AT&T claimed that the government’s prosecution was brought not because of any credible antitrust concerns but because of Trump’s animus toward CNN.
But Leon knocked that argument down in the Feb. 20 decision, which also denied AT&T’s request for logs of communications between the White House and the Attorney General’s office, and the AG’s office and the DOJ antitrust division, regarding the White House’s view of the merger.
“Defendants have fallen far short of establishing that this enforcement action was selective," said Leon, a George W. Bush 2002 appointee with a reputation for being tough on government lawyers.
A tough case
Leon's decision to nix the companies’ request for evidence of selective enforcement, however, doesn’t mean the DOJ’s case will be an easy one.
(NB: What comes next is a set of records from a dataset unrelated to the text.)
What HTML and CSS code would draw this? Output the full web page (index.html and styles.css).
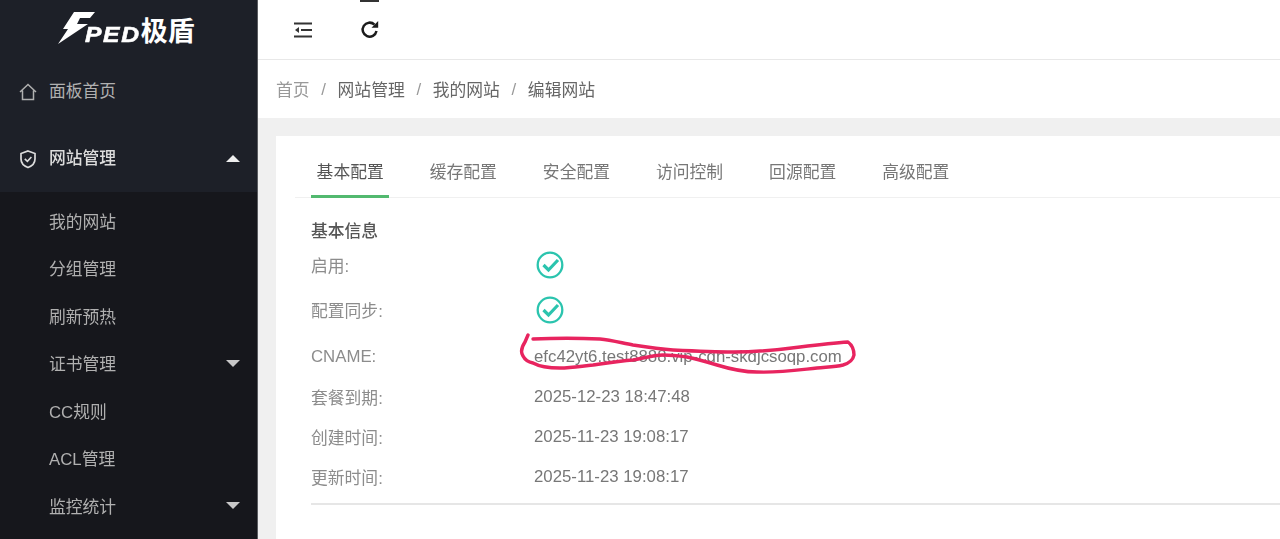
FILE: index.html
```html
<!DOCTYPE html>
<html lang="zh-CN">
<head>
<meta charset="utf-8">
<title>编辑网站</title>
<link rel="stylesheet" href="styles.css">
</head>
<body>
<div class="app">
  <aside class="sidebar">
    <div class="logo">
      <svg class="logo-bolt" viewBox="0 0 38 34" width="38" height="34"><path d="M16 1H37L32 7H22L19 13H30L0 33L10 18H5Z" fill="#fff"/></svg>
      <span class="logo-latin">PED</span><span class="logo-cjk">极盾</span>
    </div>
    <nav>
      <a class="nav-item">
        <svg class="nav-icon" viewBox="0 0 20 20"><path d="M2 10 10 2.5 18 10M4.5 8.5V17.5H15.5V8.5" fill="none" stroke="currentColor" stroke-width="1.5"/></svg>
        <span>面板首页</span>
      </a>
      <a class="nav-item active">
        <svg class="nav-icon" viewBox="0 0 20 20"><path d="M10 2 17 4.5V10C17 14 14 17 10 18.5 6 17 3 14 3 10V4.5Z" fill="none" stroke="currentColor" stroke-width="1.7"/><path d="M6.8 9.8 9.4 12.3 13.4 8" fill="none" stroke="currentColor" stroke-width="1.6"/></svg>
        <span>网站管理</span>
        <i class="caret up"></i>
      </a>
      <div class="submenu">
        <a class="sub-item"><span>我的网站</span></a>
        <a class="sub-item"><span>分组管理</span></a>
        <a class="sub-item"><span>刷新预热</span></a>
        <a class="sub-item"><span>证书管理</span><i class="caret"></i></a>
        <a class="sub-item"><span>CC规则</span></a>
        <a class="sub-item"><span>ACL管理</span></a>
        <a class="sub-item"><span>监控统计</span><i class="caret"></i></a>
      </div>
    </nav>
  </aside>
  <main class="main">
    <header class="topbar">
      <svg class="tool-icon" viewBox="0 0 20 16"><path d="M1 1.5H19M8 8H19M1 14.5H19" stroke="#333" stroke-width="1.9" fill="none"/><path d="M6 5 2 8 6 11Z" fill="#333"/></svg>
      <svg class="tool-icon refresh" viewBox="0 0 20 20"><path d="M16.5 11A7 7 0 1 1 14.5 4.6" stroke="#1c1c1c" stroke-width="2.5" fill="none"/><path d="M11.5 7.8H18.2V1Z" fill="#1c1c1c"/></svg>
      <i class="top-mark"></i>
    </header>
    <div class="crumbs">
      <span class="first">首页</span><b>/</b><span>网站管理</span><b>/</b><span>我的网站</span><b>/</b><span>编辑网站</span>
    </div>
    <section class="card">
      <div class="tabs">
        <a class="tab active">基本配置</a>
        <a class="tab">缓存配置</a>
        <a class="tab">安全配置</a>
        <a class="tab">访问控制</a>
        <a class="tab">回源配置</a>
        <a class="tab">高级配置</a>
      </div>
      <div class="panel">
        <h2>基本信息</h2>
        <div class="row r-check"><label>启用:</label>
          <svg class="check" viewBox="0 0 28 28"><circle cx="14" cy="14" r="12.3" fill="none" stroke="#2bc4ae" stroke-width="2.3"/><path d="M7.5 14 12.5 19 22 9" fill="none" stroke="#2bc4ae" stroke-width="3.2"/></svg>
        </div>
        <div class="row r-check"><label>配置同步:</label>
          <svg class="check" viewBox="0 0 28 28"><circle cx="14" cy="14" r="12.3" fill="none" stroke="#2bc4ae" stroke-width="2.3"/><path d="M7.5 14 12.5 19 22 9" fill="none" stroke="#2bc4ae" stroke-width="3.2"/></svg>
        </div>
        <div class="row r-cname"><label class="latin">CNAME:</label><span>efc42yt6.test8888.vip-cdn-skdjcsoqp.com</span></div>
        <div class="row"><label>套餐到期:</label><span>2025-12-23 18:47:48</span></div>
        <div class="row"><label>创建时间:</label><span>2025-11-23 19:08:17</span></div>
        <div class="row"><label>更新时间:</label><span>2025-11-23 19:08:17</span></div>
        <hr>
      </div>
    </section>
  </main>
  <svg class="scribble" viewBox="0 0 1280 539" width="1280" height="539"><path d="M528 335 525 342C521 348 521 353 523 356 525 360 528 362 533 363 542 368 552 368 560 368 572 368 582 366 593 365 607 363 620 361 633 360 644 358 654 355 663 355 672 355 680 356 687 357 697 359 707 362 717 365 730 369 743 372 757 372 778 373 798 370 817 368 826 367 835 367 843 365 850 363 853 360 854 355 854 350 852 345 848 342 832 343 816 345 800 347 778 350 755 352 733 352 713 352 693 351 673 350 659 349 646 347 633 345 622 343 611 340 600 339 578 338 556 338 533 339" fill="none" stroke="#e8245f" stroke-width="3.4" stroke-linecap="round" stroke-linejoin="round"/></svg>
</div>
</body>
</html>
```
FILE: styles.css
```css
* { box-sizing: border-box; }
html, body { margin: 0; height: 100%; overflow: hidden; }
body {
  font-family: "Liberation Sans", "Noto Sans CJK SC", sans-serif;
  font-size: 16.8px;
  color: #666;
  background: #f0f0f0;
}
.app { position: relative; display: flex; width: 1280px; height: 539px; overflow: hidden; filter: blur(0.35px); }

.sidebar { flex: 0 0 258px; background: #1d2028; border-right: 1px solid #5a5c60; color: #b0b0b0; }
.logo { height: 58px; display: flex; align-items: center; padding: 0 0 0 58px; color: #fff; }
.logo-bolt { margin-right: -11px; margin-top: -3px; flex: none; }
.logo-latin { font: italic 900 22px/1 "Liberation Sans", sans-serif; letter-spacing: 1.5px; margin-top: 11px; -webkit-text-stroke: 0.6px #fff; transform: scaleX(1.12); transform-origin: left center; margin-right: 6px; }
.logo-cjk { font: 700 27px/1 "Noto Sans CJK SC", sans-serif; margin-left: 0; }

.nav-item { height: 67px; display: flex; align-items: center; padding-left: 18px; }
.nav-item span { padding-bottom: 3px; }
.nav-icon { width: 20px; height: 20px; margin-right: 11px; flex: none; }
.nav-item.active { color: #dcdcdc; font-weight: 500; }
.submenu { background: #16171c; height: 347px; padding-top: 5px; }
.sub-item { height: 47.5px; display: flex; align-items: center; padding-left: 49px; }
.caret { margin-left: auto; margin-right: 17px; width: 0; height: 0; border-left: 7.5px solid transparent; border-right: 7.5px solid transparent; border-top: 7px solid #c8c8c8; }
.caret.up { border-top: 0; border-bottom: 7px solid #eee; }

.main { flex: 1; min-width: 0; display: flex; flex-direction: column; }
.topbar { position: relative; height: 60px; flex: none; background: #fff; border-bottom: 1px solid #e8e8e8; display: flex; align-items: center; padding-left: 35px; gap: 47px; }
.tool-icon { width: 20px; height: 16px; flex: none; }
.tool-icon.refresh { width: 20px; height: 20px; }
.top-mark { position: absolute; left: 102px; top: 0; width: 19px; height: 1.5px; background: #333; }

.crumbs { height: 58px; flex: none; background: #fff; display: flex; align-items: center; padding-left: 18px; color: #666; }
.crumbs .first { color: #999; }
.crumbs b { font-weight: 400; color: #999; width: 28px; text-align: center; padding-top: 2px; }

.card { flex: 1; margin: 18px 0 0 18px; background: #fff; padding: 0 0 0 19px; }
.tabs { display: flex; height: 62px; padding-left: 16px; border-bottom: 1px solid #f0f0f0; }
.tab { height: 62px; padding: 21px 5.6px 0; margin-right: 34.8px; color: #777; line-height: 32px; white-space: nowrap; }
.tab.active { color: #555; border-bottom: 3px solid #52b96f; }

.panel { padding: 21px 0 0 16px; }
h2 { margin: 0 0 -1px; font-size: 16.8px; line-height: 25px; font-weight: 500; color: #555; }
.row { display: flex; align-items: center; height: 40px; }
.row.r-check { height: 44.5px; }
.row.r-cname { height: 40px; margin-top: 5px; }
.row label { flex: 0 0 223px; color: #8c8c8c; }
.row span { color: #777; }
.check { width: 28px; height: 28px; margin-left: 2px; }
hr { border: 0; border-top: 2px solid #e6e6e6; margin: 6px 0 0; }

.scribble { position: absolute; left: 0; top: 0; pointer-events: none; }
```
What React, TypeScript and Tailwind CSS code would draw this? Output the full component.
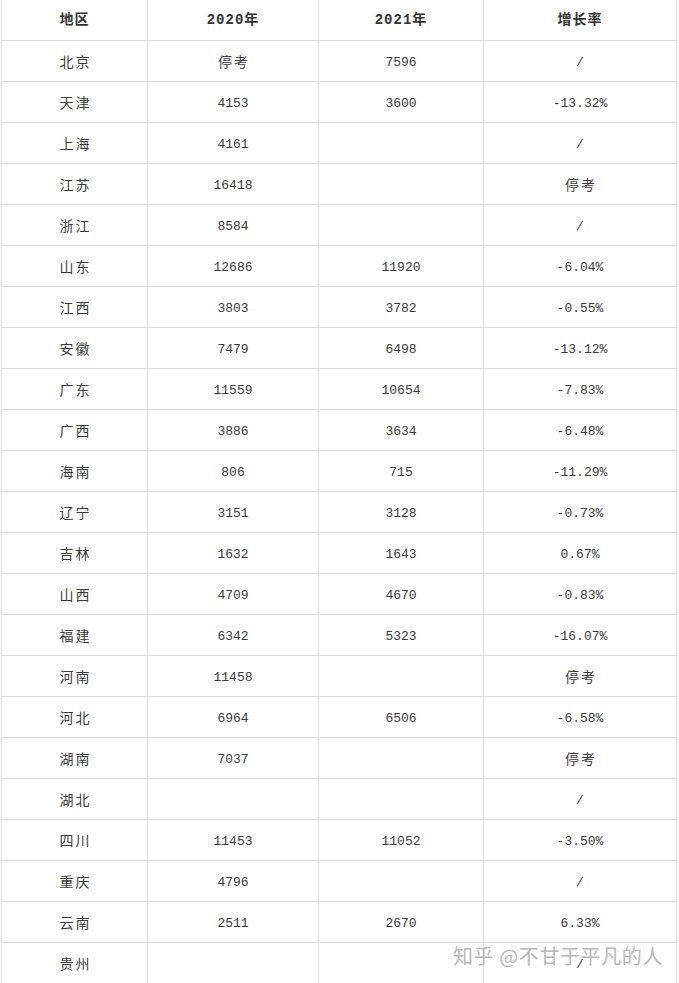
import React from "react";

const rows: string[][] = [
  ["北京", "停考", "7596", "/"],
  ["天津", "4153", "3600", "-13.32%"],
  ["上海", "4161", "", "/"],
  ["江苏", "16418", "", "停考"],
  ["浙江", "8584", "", "/"],
  ["山东", "12686", "11920", "-6.04%"],
  ["江西", "3803", "3782", "-0.55%"],
  ["安徽", "7479", "6498", "-13.12%"],
  ["广东", "11559", "10654", "-7.83%"],
  ["广西", "3886", "3634", "-6.48%"],
  ["海南", "806", "715", "-11.29%"],
  ["辽宁", "3151", "3128", "-0.73%"],
  ["吉林", "1632", "1643", "0.67%"],
  ["山西", "4709", "4670", "-0.83%"],
  ["福建", "6342", "5323", "-16.07%"],
  ["河南", "11458", "", "停考"],
  ["河北", "6964", "6506", "-6.58%"],
  ["湖南", "7037", "", "停考"],
  ["湖北", "", "", "/"],
  ["四川", "11453", "11052", "-3.50%"],
  ["重庆", "4796", "", "/"],
  ["云南", "2511", "2670", "6.33%"],
  ["贵州", "", "", "/"],
];

const cellCls = [
  "w-[147px] border-l border-r",
  "w-[171px] border-r",
  "w-[165px] border-r",
  "w-[193px] border-r",
];

function Cell(props: any) {
  const isCJK = /[\u4e00-\u9fff]/.test(props.text);
  return (
    <div
      className={`${cellCls[props.idx]} h-full border-[#dcdcdc] flex items-center justify-center shrink-0 text-[#3a3a3a]`}
    >
      {isCJK ? (
        <span className="text-[14px] tracking-[2px] pl-[2px] [font-family:'Noto_Sans_CJK_SC',sans-serif]">{props.text}</span>
      ) : (
        <span className="text-[13px] pt-[4px] [font-family:'Liberation_Mono',monospace]">{props.text}</span>
      )}
    </div>
  );
}

export default function App() {
  return (
    <div className="relative w-[679px] h-[983px] overflow-hidden bg-white">
      <div className="ml-px w-[676px]">
        <div className="flex h-[41px] border-b border-[#dcdcdc]">
          {["地区", "2020年", "2021年", "增长率"].map((h, i) => (
            <div
              key={h}
              className={`${cellCls[i]} h-full border-[#dcdcdc] flex items-center justify-center shrink-0 text-[#333] font-bold text-[14px] tracking-[1px] [font-family:'Liberation_Mono','Noto_Sans_CJK_SC',monospace]`}
            >
              {h}
            </div>
          ))}
        </div>
        {rows.map((r) => (
          <div key={r[0]} className="flex h-[41px] border-b border-[#dcdcdc]">
            {r.map((t, i) => (
              <Cell key={i} idx={i} text={t} />
            ))}
          </div>
        ))}
      </div>
      {/* watermark */}
      <div className="absolute left-[453px] top-[941px] text-[20px] tracking-[0.6px] text-[#b8b8b8] [font-family:'Noto_Sans_CJK_SC',sans-serif] [text-shadow:0_0_2px_#fff,0_0_2px_#fff] whitespace-nowrap">
        知乎 @不甘于平凡的人
      </div>
    </div>
  );
}
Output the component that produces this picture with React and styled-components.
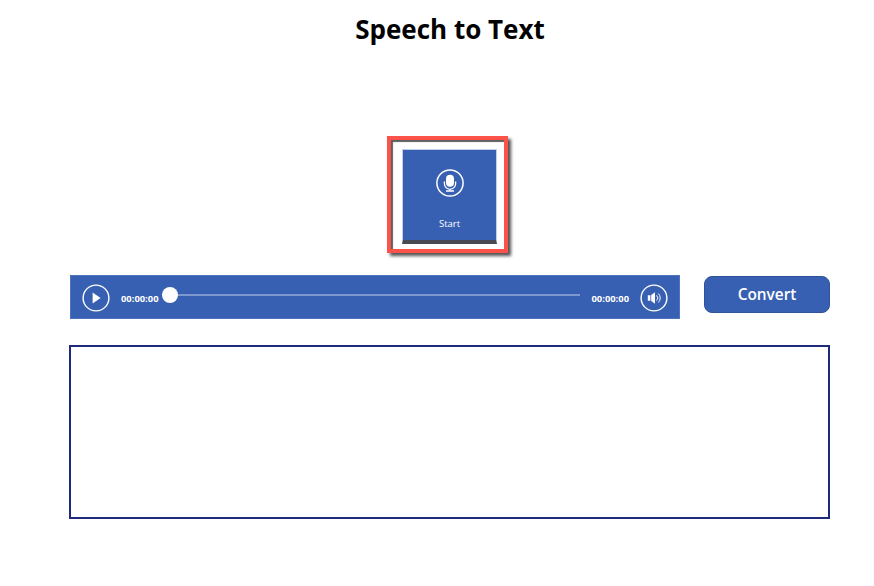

There is no presumption of illegality in vertical mergers of this sort, the economics might not appear overwhelming, and the government bears the burden of proof.
However, lawyers say it would be a terrible blunder for AT&T to make the strategic decision that all it needs to do is show that the government hasn’t met its burden of proof.
Most argue that AT&T will have to offer an alternative narrative for why the merger won’t change incentives or in some way lead to price hikes for other distributors.
AT&T has said the deal is essential for the companies to keep pace with changes in how customers view their favorite shows and how companies profit from them.
The company also made it clear that its strategy is to show the court that the alleged harms in this deal can be resolved with an arbitration/no-blackout policy similar to the one Leon himself approved for Comcast-NBCU. Arguing over a proposed resolution, rather than just the legality of the merger, is known in antitrust parlance as “litigating the fix,” and AT&T has called the arbitration offer “fatal” to the government’s case.
The government says that the case isn’t about AT&T’s proposed remedy — which it argues doesn’t resolve the competitive problems with the deal — but instead, is about the legality or illegality of the merger. It sought to prevent the company from introducing evidence that their remedy as part of its defense during the trial, but Leon denied that request Tuesday.